═══ Data shown ═══

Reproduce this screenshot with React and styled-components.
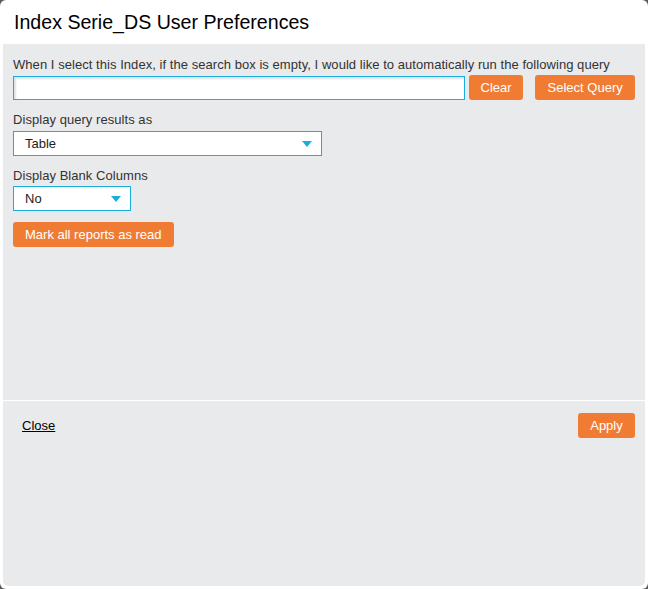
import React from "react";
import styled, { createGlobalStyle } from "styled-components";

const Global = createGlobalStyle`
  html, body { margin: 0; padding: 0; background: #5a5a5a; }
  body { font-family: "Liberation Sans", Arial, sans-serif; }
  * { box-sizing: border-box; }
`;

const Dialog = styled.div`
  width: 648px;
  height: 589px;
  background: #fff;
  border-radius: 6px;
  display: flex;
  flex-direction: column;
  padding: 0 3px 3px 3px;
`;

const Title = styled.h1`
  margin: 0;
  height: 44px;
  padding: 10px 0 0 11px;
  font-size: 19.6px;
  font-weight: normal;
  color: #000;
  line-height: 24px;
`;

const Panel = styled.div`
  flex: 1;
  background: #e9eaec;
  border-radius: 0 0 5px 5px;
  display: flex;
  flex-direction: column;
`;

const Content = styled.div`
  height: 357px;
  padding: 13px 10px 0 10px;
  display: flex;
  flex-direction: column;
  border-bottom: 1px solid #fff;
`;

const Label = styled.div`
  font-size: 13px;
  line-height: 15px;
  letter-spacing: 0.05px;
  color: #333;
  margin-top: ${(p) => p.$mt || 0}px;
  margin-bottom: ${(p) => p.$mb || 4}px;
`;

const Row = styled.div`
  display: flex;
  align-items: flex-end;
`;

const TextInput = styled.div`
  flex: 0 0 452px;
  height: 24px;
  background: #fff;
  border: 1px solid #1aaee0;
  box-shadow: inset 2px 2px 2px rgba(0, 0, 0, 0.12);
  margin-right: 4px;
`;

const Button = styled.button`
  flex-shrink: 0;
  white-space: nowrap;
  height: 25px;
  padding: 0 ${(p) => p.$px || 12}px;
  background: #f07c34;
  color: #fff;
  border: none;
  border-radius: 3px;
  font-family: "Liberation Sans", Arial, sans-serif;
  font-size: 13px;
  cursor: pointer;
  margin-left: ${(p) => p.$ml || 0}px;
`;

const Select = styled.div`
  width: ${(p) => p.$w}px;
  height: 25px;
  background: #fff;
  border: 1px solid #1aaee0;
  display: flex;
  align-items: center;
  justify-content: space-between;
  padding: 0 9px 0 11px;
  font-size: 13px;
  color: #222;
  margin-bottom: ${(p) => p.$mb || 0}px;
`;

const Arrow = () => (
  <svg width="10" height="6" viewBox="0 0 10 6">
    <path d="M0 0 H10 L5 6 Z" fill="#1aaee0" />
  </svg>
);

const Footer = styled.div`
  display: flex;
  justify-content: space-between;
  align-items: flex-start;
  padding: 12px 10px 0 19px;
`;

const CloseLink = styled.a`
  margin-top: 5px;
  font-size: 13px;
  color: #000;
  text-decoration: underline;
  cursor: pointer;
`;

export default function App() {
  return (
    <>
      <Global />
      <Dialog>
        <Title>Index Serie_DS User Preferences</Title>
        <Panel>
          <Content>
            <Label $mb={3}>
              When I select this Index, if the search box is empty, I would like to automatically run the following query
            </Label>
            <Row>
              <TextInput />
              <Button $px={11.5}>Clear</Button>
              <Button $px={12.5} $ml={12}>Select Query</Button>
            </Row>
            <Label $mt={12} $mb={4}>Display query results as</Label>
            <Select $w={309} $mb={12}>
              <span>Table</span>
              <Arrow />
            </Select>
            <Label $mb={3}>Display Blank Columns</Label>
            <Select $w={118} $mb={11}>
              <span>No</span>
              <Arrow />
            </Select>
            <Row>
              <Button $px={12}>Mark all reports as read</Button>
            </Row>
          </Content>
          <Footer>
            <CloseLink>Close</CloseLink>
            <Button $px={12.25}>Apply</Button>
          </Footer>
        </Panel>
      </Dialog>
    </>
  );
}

═══

In the material above, how many lines hold the word "React"? Say only the number.

■ Solution for this exercise:
2